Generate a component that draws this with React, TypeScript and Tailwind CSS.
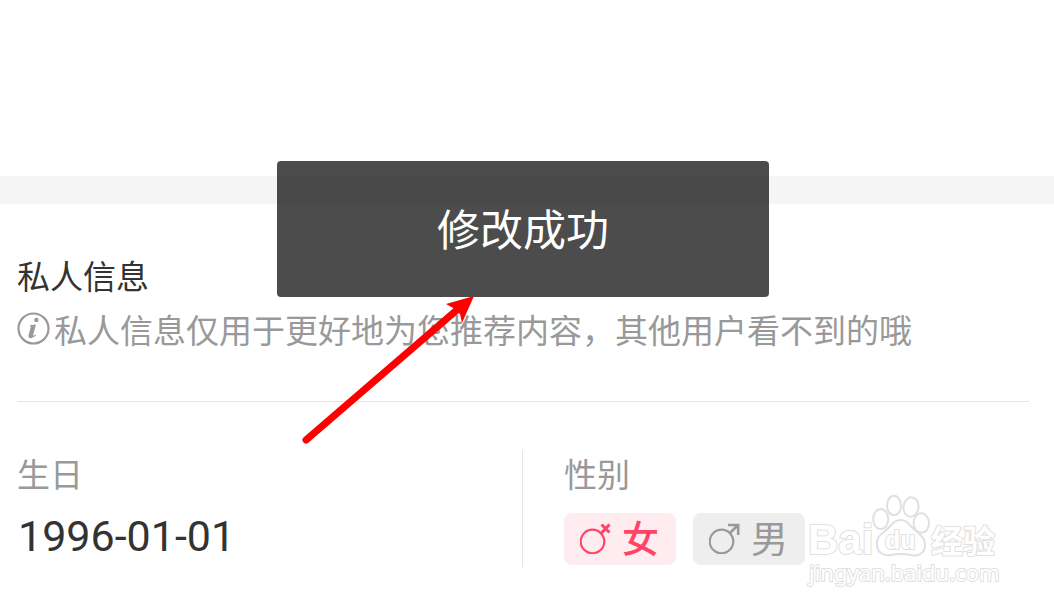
import { useState, type ReactNode } from 'react'
import { clsx } from 'clsx'

type Gender = 'female' | 'male'

function InfoIcon() {
  return (
    <svg width="33" height="33" viewBox="0 0 33 33" fill="none" aria-hidden="true" className="mt-1.5 shrink-0">
      <circle cx="16.5" cy="16.5" r="15" stroke="#999" strokeWidth="2.2" />
      <circle cx="19.4" cy="8" r="2.2" fill="#999" />
      <path d="M13 13.3 L19 12.4 L16.1 23 Q16 24.4 18.7 22.4 L19.3 23.1 Q16 26.6 13.1 26.3 Q10.9 25.7 11.6 23.1 L13.7 15.3 Q14 14.1 12.8 14.1 Z" fill="#999" />
    </svg>
  )
}

function FemaleIcon() {
  return (
    <svg width="32" height="32" viewBox="0 0 32 32" fill="none" stroke="currentColor" aria-hidden="true">
      <circle cx="12.5" cy="19.5" r="11.8" strokeWidth="2.2" />
      <path d="M20.5 12 L29.5 2.5 M21.500 2.500 L29.5 10.500" strokeWidth="3" />
    </svg>
  )
}

function MaleIcon() {
  return (
    <svg width="32" height="32" viewBox="0 0 32 32" fill="none" stroke="currentColor" aria-hidden="true">
      <circle cx="12.5" cy="19.5" r="11.8" strokeWidth="2.2" />
      <path d="M20.5 11.5 L29 3 M19 3 H29.2 V13" strokeWidth="2.6" />
    </svg>
  )
}

function GenderOption({
  value,
  checked,
  onSelect,
  icon,
  children,
}: {
  value: Gender
  checked: boolean
  onSelect: (v: Gender) => void
  icon: ReactNode
  children: ReactNode
}) {
  return (
    <label
      className={clsx(
        'relative flex h-[52px] w-28 cursor-pointer items-start gap-2.5 rounded-lg pt-[9px] pl-4 text-[37px] leading-[38px]',
        checked ? 'bg-[#ffecf0] font-medium text-[#ff4468]' : 'bg-[#eeeeee] text-[#999999]',
      )}
    >
      <input
        type="radio"
        name="gender"
        value={value}
        checked={checked}
        onChange={() => onSelect(value)}
        className="absolute inset-0 cursor-pointer appearance-none rounded-lg"
      />
      {icon}
      {children}
    </label>
  )
}

function Watermark() {
  return (
    <svg
      width="200"
      height="100"
      viewBox="0 0 200 100"
      fill="#fff"
      stroke="#e0e0e0"
      strokeWidth="2"
      strokeLinejoin="round"
      className="pointer-events-none absolute top-[492px] right-[49px]"
    >
      <g paintOrder="stroke" className="font-['Liberation_Sans','Noto_Sans_CJK_SC',sans-serif] font-bold">
        <text x="3" y="62" fontSize="42">Bai</text>
        <text x="126" y="61" fontSize="32" className="font-['Noto_Sans_CJK_SC',sans-serif]">经验</text>
      </g>
      <ellipse cx="75.7" cy="27" rx="7.5" ry="10" />
      <ellipse cx="89" cy="13.5" rx="7" ry="9.7" />
      <ellipse cx="106" cy="15" rx="7.5" ry="9.7" transform="rotate(8 106 15)" />
      <ellipse cx="116.3" cy="31" rx="7.7" ry="9.7" />
      <path d="M95.500 28 C89 28 87 33 80 39 C73 44 71 48 72 54 C73 61 79 64 86 63 Q96 61 106 63 C113 65 120 61 120 53 C120 47 117 44 111 39 C104 33 102 28 95.500 28 Z" />
      <text x="80" y="57" fontSize="25" paintOrder="stroke" className="font-['Liberation_Sans',sans-serif] font-bold">du</text>
      <text x="4" y="89" fontSize="22" paintOrder="stroke" className="font-['Noto_Sans',sans-serif]">jingyan.baidu.com</text>
    </svg>
  )
}

export default function App() {
  const [gender, setGender] = useState<Gender>('female')

  return (
    <main className="relative min-h-screen overflow-hidden bg-white pt-44 font-['Roboto','Noto_Sans_CJK_SC',sans-serif]">
      <div className="h-7 bg-[#f5f5f5]" />

      <section className="mr-[25px] ml-[17px] pt-12">
        <h2 className="text-[33px] leading-[52px] text-[#333333]">私人信息</h2>
        <p className="mt-0.5 flex items-start gap-1 text-[33px] leading-[52px] whitespace-nowrap text-[#999999]">
          <InfoIcon />
          私人信息仅用于更好地为您推荐内容，其他用户看不到的哦
        </p>

        <div className="mt-[43px] grid grid-cols-2 border-t border-[#e5e5e5] pt-12">
          <div className="h-[117px]">
            <h3 className="text-[33px] leading-[52px] text-[#999999]">生日</h3>
            <time dateTime="1996-01-01" className="mt-2 block pl-px text-[43px] leading-[52px] text-[#333333]">
              1996-01-01
            </time>
          </div>
          <fieldset className="-ml-px h-[117px] border-l border-[#e5e5e5] pl-[41px]">
            <legend className="float-left w-full text-[33px] leading-[52px] text-[#999999]">性别</legend>
            <div className="clear-both flex gap-[17px] pt-[11px]">
              <GenderOption value="female" checked={gender === 'female'} onSelect={setGender} icon={<FemaleIcon />}>
                女
              </GenderOption>
              <GenderOption value="male" checked={gender === 'male'} onSelect={setGender} icon={<MaleIcon />}>
                男
              </GenderOption>
            </div>
          </fieldset>
        </div>
      </section>

      {/* toast */}
      <div
        role="status"
        className="absolute top-[161px] left-[277px] flex h-34 w-[492px] items-center justify-center rounded bg-black/70 pt-1 text-[43px] text-white"
      >
        修改成功
      </div>

      <svg
        width="180"
        height="156"
        viewBox="0 0 180 156"
        fill="#f00"
        aria-hidden="true"
        className="pointer-events-none absolute top-[292px] left-[298px]"
      >
        <path d="M8 148 L160 17" stroke="#f00" strokeWidth="7" strokeLinecap="round" />
        <path d="M176 4 L148 12 L157 17 L162 22 L164 31 Z" />
      </svg>

      <Watermark />
    </main>
  )
}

^^^^^^^^

EXERCISE:
Emit the lines of the material exactly, from its first line to the line containing "type Gender = 'female' | 'male'", inclusive; leave every picture out.

FINAL ANSWER:
Generate a component that draws this with React, TypeScript and Tailwind CSS.
import { useState, type ReactNode } from 'react'
import { clsx } from 'clsx'

type Gender = 'female' | 'male'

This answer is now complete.